City battles water challenges; provides update on frozen water services and melting snow

The City of Calgary is asking for Calgarians’ continued patience and advises that despite new thawing techniques being brought onboard, The City and Calgarians will need to stay vigilant until the deep frost has receded.

“We have brought more resources in, as well as trying additional techniques like using electricity to thaw the pipes, in addition to hot water thawing and steaming the lines with boilers. This has given us some new options, but frozen services will continue to be an issue for us for weeks,” said Chris Huston, Manager of Water Distribution for The City. Huston acknowledged that Calgary is not alone and that other municipalities are having similar issues in other parts of Alberta and Canada due to the extreme cold temperatures experienced this winter.

Huston said recent melting temperatures do not affect what is happening below ground, due to the depth of the frost, and in fact will cause additional work for City crews as water begins to melt. Those who have received letters are still at risk for frozen services and should not stop running their water until told by The City, likely still four to six weeks from now.

While the melting temperatures are welcome news to Calgarians, Corey Colbran, Manager of Wastewater & Stormwater, identified the additional work of supporting melting conditions will increase an already heavy volume of work for crews dispatched to thawing service lines and attending to water main breaks. Colbran advised that there is a role for Calgarians to play in helping crews stay focused where their efforts can do the most good. He asks citizens to:

  • Clear snow or debris away from the storm drain (catchbasin). Create a channel, if need be, to facilitate water flow. Many catchbasins can be easily cleared by neighbours. If you find that the storm drain is iced over, do not try to remove the ice yourself - call 311 and a crew will clear the ice for you. Don’t chip away at ice on storm drains as you may damage it or injure yourself.
  • If water pools near the storm drain give it 90-120 minutes to drain - In most communities developed after 1988, The City has installed special devices in the storm drain to regulate how fast water will flow into the stormwater system. These devices are commonly placed in a low spot in the road to intentionally allow pooling of water. This prevents the stormwater system from being overwhelmed. Monitor the water level for at least 90-120 minutes (depending on snow or rain accumulation) prior to calling 311.

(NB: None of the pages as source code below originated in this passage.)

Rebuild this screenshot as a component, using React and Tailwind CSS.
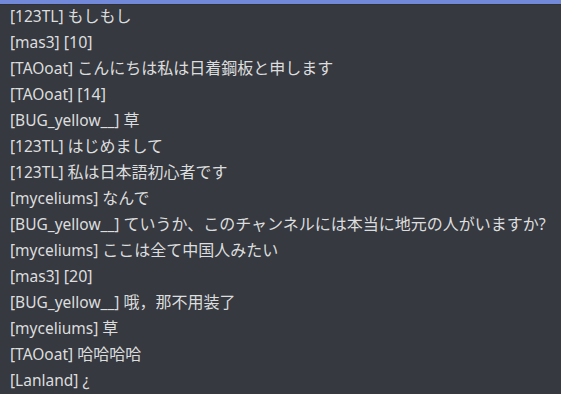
const lines = [
  ['123TL', 'もしもし'],
  ['mas3', '[10]'],
  ['TAOoat', 'こんにちは私は日着鋼板と申します'],
  ['TAOoat', '[14]'],
  ['BUG_yellow__', '草'],
  ['123TL', 'はじめまして'],
  ['123TL', '私は日本語初心者です'],
  ['myceliums', 'なんで'],
  ['BUG_yellow__', 'ていうか、このチャンネルには本当に地元の人がいますか?'],
  ['myceliums', 'ここは全て中国人みたい'],
  ['mas3', '[20]'],
  ['BUG_yellow__', '哦，那不用装了'],
  ['myceliums', '草'],
  ['TAOoat', '哈哈哈哈'],
  ['Lanland', '¿'],
];

export default function App() {
  return (
    <div className="relative w-[561px] h-[394px] overflow-hidden bg-[#36393f] text-[#dcddde] font-['Noto_Sans','Noto_Sans_CJK_JP',sans-serif]">
      {/* top banner strip */}
      <div className="absolute top-0 left-0 right-0 h-[4px] bg-[#7289da] border-b border-[#2f3136] box-content" />
      <div className="pt-[3px] pl-[10px] flex flex-col">
        {lines.map(([name, msg], i) => (
          <div key={i} className="h-[26px] leading-[26px] text-[15.5px] whitespace-nowrap">
            [{name}] <span className="text-[16px]">{msg}</span>
          </div>
        ))}
      </div>
    </div>
  );
}
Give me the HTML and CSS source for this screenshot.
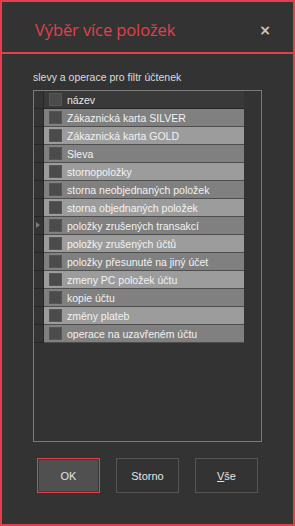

Additionally, by following these simple tips, you can help protect your home, family and potentially, prevent flooding or water damage:

  • Shovel snow away from the foundation of your home to prevent seepage into your basement. Don’t forget your window wells.
  • Check to ensure that furnace and exhaust vents are clear of snow and ice. Blocked vents can create carbon monoxide build up.
  • Ensure your downspouts and eavestroughs are clear and free of debris. Point them down and away from your home/foundation and neighboring properties. Downspouts should ideally extend two metres away from your foundation and must be a minimum of two metres away from public sidewalks and pathways.
  • If you see pooled water on a roadway, be extra cautious. Don’t drive through deep water as you can’t see potential risks or conditions that might be unsafe.
  • Test your sump pump - Spring is the ideal time to test your sump pump. A working pump will prevent flooding in your basement.